In 2011 and 2012, EFIH borrowed additional funds and issued notes secured by a second priority lien on their assets. The indenture governing the notes (the “Second Lien Indenture”) contained a redemption provision similar to the one contained in the First Lien Indenture, described above. The Second Lien Indenture, however, contained an acceleration provision that provided that “all principal of and premium, if any, interest . . . [,] and any other monetary obligations on the outstanding Notes shall be due and payable immediately” if EFIH filed for bankruptcy.

On April 29, 2014, EFIH and certain affiliates filed for bankruptcy in Delaware. EFIH sought, among other things, to refinance the notes issued under both financings (the “Notes”), at a lower interest rate, without incurring the obligation to pay the make-whole premium. This particular strategy had been upheld in Momentive,1 a bankruptcy case filed in the U.S. Bankruptcy Court for the Southern District of New York.

In June 2014, with the Bankruptcy Court’s approval, EFIH repaid the first lien notes with proceeds from a new debt issuance at a lower interest rate, resulting in cost savings of approximately $13 million of interest expense per month. EFIH however, did not pay the make-whole amount, calculated to be approximately $430 million at the time of repayment. One year later, EFIH refinanced a portion of the second lien notes, also without paying any make-whole premium and with Bankruptcy Court approval.
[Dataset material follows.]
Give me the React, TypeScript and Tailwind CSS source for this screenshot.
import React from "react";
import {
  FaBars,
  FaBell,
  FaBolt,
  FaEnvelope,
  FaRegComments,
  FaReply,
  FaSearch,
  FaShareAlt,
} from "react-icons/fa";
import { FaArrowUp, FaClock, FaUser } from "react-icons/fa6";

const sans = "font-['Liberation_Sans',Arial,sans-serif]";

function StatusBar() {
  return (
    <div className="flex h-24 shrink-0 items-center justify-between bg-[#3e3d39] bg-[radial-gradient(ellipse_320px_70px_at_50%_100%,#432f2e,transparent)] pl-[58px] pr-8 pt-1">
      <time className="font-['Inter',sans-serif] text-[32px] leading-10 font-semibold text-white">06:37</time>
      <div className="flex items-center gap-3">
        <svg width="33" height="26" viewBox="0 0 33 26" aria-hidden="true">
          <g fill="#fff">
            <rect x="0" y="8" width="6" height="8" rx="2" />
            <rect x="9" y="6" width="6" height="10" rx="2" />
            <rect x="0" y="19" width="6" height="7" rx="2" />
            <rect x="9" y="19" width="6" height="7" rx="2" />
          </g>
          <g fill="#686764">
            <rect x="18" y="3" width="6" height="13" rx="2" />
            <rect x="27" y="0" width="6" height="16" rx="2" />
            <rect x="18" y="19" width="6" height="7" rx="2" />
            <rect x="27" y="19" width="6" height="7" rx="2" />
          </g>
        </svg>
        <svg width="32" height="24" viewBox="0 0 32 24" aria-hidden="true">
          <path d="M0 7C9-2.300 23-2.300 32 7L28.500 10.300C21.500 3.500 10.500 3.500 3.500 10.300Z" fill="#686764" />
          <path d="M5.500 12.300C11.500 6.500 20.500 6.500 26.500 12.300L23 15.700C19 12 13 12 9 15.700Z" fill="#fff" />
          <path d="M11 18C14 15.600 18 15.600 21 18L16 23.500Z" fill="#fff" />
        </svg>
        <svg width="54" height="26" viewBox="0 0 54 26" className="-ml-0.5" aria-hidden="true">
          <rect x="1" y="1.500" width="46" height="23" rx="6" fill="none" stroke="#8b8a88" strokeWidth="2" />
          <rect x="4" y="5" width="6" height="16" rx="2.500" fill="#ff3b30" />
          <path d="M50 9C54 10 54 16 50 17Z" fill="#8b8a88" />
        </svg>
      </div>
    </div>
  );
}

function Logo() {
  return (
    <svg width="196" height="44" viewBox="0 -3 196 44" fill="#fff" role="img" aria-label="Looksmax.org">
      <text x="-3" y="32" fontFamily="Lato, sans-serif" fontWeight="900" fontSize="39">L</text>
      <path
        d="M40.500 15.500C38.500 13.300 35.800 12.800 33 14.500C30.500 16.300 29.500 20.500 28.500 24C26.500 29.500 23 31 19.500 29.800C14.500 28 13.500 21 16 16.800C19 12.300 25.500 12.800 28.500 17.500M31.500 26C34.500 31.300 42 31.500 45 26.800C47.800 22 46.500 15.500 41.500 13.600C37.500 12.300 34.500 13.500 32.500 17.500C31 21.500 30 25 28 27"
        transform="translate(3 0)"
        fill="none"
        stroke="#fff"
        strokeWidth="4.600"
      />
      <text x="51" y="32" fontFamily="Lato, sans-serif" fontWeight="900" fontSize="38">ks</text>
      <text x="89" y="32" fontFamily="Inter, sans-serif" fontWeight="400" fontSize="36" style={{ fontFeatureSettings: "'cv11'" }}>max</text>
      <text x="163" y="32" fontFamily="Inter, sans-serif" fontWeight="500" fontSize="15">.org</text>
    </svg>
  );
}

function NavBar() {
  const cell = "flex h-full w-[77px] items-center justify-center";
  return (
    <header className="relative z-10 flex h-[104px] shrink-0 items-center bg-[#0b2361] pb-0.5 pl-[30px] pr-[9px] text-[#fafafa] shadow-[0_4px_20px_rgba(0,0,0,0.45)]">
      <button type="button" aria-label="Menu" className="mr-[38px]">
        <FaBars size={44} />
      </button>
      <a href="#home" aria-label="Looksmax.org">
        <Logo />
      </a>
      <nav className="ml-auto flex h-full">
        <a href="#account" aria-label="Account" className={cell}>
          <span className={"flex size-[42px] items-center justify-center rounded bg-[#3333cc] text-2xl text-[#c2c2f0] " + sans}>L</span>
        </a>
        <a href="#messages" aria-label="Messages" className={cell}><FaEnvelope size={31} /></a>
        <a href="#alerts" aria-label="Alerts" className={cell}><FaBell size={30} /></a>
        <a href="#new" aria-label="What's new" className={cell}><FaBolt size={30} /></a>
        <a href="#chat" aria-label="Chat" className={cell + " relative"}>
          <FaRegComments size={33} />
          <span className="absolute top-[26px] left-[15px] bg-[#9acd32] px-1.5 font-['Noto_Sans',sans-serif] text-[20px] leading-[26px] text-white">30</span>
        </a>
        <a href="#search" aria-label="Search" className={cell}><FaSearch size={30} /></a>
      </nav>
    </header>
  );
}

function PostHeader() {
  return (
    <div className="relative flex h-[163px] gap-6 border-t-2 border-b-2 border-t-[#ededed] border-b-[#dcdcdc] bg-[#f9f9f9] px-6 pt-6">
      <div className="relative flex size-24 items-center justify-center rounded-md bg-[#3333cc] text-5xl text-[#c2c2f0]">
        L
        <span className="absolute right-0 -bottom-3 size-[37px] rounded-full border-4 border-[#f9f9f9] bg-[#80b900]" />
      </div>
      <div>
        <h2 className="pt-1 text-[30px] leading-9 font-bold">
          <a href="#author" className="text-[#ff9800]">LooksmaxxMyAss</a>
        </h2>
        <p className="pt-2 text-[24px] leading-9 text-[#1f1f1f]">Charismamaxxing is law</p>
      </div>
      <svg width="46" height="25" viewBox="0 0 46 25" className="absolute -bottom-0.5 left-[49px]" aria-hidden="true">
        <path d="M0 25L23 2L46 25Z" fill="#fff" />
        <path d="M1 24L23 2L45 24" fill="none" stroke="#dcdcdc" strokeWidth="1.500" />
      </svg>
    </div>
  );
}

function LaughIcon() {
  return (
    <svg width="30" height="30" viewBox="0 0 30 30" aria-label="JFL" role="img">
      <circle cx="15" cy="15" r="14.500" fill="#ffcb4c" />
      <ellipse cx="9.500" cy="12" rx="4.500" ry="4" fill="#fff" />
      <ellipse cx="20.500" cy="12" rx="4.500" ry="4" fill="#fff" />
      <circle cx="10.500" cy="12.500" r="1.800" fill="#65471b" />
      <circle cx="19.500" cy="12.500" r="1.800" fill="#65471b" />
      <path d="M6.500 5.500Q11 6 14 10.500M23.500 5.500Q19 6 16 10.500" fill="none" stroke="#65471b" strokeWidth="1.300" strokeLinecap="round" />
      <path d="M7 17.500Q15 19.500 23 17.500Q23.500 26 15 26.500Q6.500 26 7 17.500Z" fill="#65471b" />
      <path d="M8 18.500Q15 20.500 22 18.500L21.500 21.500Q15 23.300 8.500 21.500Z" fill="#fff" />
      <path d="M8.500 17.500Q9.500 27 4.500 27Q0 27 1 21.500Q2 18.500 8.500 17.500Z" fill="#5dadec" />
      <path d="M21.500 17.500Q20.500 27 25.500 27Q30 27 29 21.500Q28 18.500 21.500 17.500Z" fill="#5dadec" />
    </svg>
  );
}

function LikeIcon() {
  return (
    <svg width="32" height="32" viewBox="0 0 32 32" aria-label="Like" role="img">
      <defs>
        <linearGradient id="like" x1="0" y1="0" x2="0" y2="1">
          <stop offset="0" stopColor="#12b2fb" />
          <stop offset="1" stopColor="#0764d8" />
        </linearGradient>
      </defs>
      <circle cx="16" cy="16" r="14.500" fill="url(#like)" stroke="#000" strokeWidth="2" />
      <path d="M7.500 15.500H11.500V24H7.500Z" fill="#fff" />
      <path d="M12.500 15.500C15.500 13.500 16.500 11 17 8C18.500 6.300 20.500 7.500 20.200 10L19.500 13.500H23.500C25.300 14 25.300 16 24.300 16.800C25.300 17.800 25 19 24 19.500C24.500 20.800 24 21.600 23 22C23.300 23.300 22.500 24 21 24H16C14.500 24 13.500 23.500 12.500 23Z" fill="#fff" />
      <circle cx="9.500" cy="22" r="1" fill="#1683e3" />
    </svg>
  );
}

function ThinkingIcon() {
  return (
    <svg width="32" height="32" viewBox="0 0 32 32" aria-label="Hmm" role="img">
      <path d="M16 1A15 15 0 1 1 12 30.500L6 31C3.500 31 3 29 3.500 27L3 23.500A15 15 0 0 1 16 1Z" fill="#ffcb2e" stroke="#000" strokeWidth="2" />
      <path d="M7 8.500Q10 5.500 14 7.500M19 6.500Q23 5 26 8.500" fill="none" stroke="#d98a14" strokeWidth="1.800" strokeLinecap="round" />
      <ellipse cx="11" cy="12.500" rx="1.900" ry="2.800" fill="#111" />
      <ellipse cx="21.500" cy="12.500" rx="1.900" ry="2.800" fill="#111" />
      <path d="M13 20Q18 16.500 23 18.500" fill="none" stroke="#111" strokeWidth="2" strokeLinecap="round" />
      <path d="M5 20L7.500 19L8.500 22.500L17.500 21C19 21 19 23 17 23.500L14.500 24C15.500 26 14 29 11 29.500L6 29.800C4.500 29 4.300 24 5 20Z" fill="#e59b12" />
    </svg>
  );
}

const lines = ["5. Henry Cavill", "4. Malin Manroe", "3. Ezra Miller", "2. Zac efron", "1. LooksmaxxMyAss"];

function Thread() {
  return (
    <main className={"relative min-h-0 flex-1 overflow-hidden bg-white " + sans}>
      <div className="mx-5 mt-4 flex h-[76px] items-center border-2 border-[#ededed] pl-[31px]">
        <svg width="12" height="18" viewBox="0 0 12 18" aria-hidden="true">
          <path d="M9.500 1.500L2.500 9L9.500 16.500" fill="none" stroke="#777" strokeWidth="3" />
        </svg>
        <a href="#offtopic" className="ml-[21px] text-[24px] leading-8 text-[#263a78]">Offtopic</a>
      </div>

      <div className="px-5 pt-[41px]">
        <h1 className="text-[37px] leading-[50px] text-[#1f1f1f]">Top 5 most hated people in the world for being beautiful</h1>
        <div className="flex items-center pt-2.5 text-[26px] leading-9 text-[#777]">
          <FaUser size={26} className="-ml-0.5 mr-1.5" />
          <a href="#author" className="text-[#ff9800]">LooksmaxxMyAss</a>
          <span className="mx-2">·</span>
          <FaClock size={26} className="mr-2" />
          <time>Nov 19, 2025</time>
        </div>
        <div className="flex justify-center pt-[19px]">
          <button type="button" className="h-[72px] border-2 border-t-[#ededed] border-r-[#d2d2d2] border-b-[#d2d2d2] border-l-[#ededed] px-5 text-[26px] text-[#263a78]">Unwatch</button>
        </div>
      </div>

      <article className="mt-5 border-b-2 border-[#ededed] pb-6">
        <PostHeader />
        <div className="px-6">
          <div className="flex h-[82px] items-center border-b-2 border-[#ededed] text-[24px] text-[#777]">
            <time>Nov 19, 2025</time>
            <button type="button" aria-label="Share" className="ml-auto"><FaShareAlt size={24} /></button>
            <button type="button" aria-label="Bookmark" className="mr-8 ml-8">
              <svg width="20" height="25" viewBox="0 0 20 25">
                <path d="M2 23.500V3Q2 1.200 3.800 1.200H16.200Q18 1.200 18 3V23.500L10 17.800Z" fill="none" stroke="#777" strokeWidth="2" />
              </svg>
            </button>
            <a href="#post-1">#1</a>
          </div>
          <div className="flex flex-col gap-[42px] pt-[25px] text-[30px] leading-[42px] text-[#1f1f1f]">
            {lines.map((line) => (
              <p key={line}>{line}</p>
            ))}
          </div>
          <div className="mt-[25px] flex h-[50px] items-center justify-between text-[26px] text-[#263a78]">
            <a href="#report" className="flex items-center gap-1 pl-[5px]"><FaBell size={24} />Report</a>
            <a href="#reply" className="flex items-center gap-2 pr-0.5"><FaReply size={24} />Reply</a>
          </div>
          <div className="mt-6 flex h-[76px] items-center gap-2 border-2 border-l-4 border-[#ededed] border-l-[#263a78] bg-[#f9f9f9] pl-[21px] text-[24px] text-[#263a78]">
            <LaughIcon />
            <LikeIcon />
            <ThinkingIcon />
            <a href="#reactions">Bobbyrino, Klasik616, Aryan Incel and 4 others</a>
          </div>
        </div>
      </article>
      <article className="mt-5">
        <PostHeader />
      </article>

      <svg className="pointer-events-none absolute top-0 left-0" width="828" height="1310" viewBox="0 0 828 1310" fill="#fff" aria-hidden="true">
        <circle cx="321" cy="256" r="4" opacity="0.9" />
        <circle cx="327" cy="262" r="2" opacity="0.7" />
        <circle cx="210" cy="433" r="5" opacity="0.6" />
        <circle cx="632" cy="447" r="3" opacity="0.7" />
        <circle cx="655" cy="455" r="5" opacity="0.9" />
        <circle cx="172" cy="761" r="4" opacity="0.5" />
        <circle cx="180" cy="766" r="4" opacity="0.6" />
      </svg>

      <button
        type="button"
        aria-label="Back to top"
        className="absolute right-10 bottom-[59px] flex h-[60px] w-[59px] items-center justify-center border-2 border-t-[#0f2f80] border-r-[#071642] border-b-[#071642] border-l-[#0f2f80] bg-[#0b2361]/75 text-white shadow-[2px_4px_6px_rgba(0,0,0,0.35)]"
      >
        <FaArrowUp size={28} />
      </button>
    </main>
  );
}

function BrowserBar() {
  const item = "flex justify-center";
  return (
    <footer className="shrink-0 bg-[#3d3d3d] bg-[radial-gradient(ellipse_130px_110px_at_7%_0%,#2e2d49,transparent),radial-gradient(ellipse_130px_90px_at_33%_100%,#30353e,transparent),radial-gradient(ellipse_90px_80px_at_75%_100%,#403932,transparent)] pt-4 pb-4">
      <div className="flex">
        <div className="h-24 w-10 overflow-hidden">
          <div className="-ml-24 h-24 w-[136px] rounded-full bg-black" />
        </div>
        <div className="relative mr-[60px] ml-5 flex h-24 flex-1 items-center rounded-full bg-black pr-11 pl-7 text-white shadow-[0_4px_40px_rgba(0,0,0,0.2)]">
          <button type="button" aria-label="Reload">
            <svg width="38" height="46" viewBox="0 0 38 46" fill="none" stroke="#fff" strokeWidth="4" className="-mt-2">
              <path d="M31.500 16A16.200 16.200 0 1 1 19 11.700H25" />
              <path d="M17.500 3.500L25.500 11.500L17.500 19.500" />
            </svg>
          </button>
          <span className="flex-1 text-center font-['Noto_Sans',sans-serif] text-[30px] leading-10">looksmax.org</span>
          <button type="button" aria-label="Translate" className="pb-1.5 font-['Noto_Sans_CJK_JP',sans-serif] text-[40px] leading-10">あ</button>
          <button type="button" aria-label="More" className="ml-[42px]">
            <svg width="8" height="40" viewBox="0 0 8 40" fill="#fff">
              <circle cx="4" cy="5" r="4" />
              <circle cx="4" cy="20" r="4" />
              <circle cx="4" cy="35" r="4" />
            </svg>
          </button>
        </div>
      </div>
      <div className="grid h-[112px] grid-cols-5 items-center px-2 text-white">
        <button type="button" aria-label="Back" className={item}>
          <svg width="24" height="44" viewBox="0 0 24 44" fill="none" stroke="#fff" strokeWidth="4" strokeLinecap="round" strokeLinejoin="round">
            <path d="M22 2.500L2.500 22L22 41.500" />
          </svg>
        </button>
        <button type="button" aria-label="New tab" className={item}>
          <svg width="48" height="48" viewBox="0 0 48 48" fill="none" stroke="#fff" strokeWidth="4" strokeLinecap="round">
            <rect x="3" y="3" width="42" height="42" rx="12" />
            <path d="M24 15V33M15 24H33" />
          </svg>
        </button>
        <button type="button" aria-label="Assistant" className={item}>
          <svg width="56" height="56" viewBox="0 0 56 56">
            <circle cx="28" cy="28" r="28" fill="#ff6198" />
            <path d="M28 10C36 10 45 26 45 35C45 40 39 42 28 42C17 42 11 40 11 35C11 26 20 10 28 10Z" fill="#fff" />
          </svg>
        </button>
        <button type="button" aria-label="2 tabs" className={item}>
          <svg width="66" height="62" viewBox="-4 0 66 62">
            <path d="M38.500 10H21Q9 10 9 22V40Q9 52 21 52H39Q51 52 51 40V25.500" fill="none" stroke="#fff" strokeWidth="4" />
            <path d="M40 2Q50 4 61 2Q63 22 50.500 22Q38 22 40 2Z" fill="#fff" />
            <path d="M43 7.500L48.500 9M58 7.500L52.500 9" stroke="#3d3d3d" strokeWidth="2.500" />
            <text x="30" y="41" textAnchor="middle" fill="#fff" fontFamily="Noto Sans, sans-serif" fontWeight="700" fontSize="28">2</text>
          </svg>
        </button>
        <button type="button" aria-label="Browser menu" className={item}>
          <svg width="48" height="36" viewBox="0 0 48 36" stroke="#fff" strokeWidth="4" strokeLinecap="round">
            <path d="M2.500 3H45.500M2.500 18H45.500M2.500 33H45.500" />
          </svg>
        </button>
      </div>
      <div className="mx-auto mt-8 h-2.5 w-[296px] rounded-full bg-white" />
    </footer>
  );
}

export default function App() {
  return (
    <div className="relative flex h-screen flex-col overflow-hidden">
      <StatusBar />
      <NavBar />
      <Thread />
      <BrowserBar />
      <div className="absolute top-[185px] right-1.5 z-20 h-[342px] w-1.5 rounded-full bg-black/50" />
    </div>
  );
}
The Bankruptcy Court and District Court Opinions
In two separate opinions following the analysis of Momentive, the Bankruptcy Court held that the Noteholders were not entitled to the make-whole payments. Specifically, the Bankruptcy Court found that when EFIH filed for bankruptcy, the Notes were automatically accelerated and became due immediately. The Bankruptcy Court concluded that no make-whole payment was due because payment of debt after its accelerated maturity date is not a “prepayment,” and the acceleration provision itself did not contain an express statement that the make-whole was due after acceleration. Finally, the Bankruptcy Court held that the automatic stay prevented the indenture trustees from rescinding the acceleration of the Notes. The U.S. District Court for the District of Delaware affirmed the decisions of the bankruptcy court. The indenture trustees appealed to the Third Circuit.

The Third Circuit Opinion
On appeal, the Third Circuit reversed the opinions of the courts below and repudiated the reasoning behind the holding in Momentive. Specifically, the Third Circuit rejected the view that the make-whole provision did not apply once the debt was accelerated. The Third Circuit, looking to New York and federal law, concluded that “redemption” encompassed both pre- and post-maturity repayments of debt. The Third Circuit further concluded that the redemption was “optional,” because the debtors voluntarily filed for chapter 11 protection, intending to “refinance the Notes without paying any make-whole amount,” and had opposed the Noteholders’ attempt to lift the automatic stay and rescind the acceleration of the Notes. Finding that the refinancing of the Notes constituted “optional redemptions” that occurred prior to December 1, 2015, the Third Circuit concluded that EFIH was obligated to pay the make-whole payments. In reaching this conclusion, the Third Circuit rejected the debtor’s argument that only the Acceleration Provision applied on a bankruptcy filing. The Third Circuit reasoned that the Optional Redemption and the Acceleration Provisions “address different things” and “provide the map to guide the parties through a post-acceleration redemption.” Moreover, according to the Third Circuit, the holding of the Second Circuit in In re AMR Corp.2 was inapplicable because the indenture in that case explicitly stated that upon acceleration, the make-whole would not be due.

Conclusion
The Third Circuit’s opinion is at odds with recent case law finding that make-whole claims are due only if the indenture clearly provides for them. Nevertheless, as a result of the Third Circuit’s opinion, if properly drafted, make-whole premiums are much more likely to be enforced, potentially making it much more difficult and expensive for a debtor with such indebtedness to confirm a plan of reorganization.



1 In re MPM Silicones, LLC, No. 14-22503, 2014 WL 4436335 (Bankr. S.D.N.Y. Sept. 9, 2014), aff’d, 531 B.R. 321 (S.D.N.Y. 2015). The decision is currently on appeal to the United States Court of Appeals for the Second Circuit.
2 In re AMR Corp., 730 F.3d 88 (2d Cir. 2013).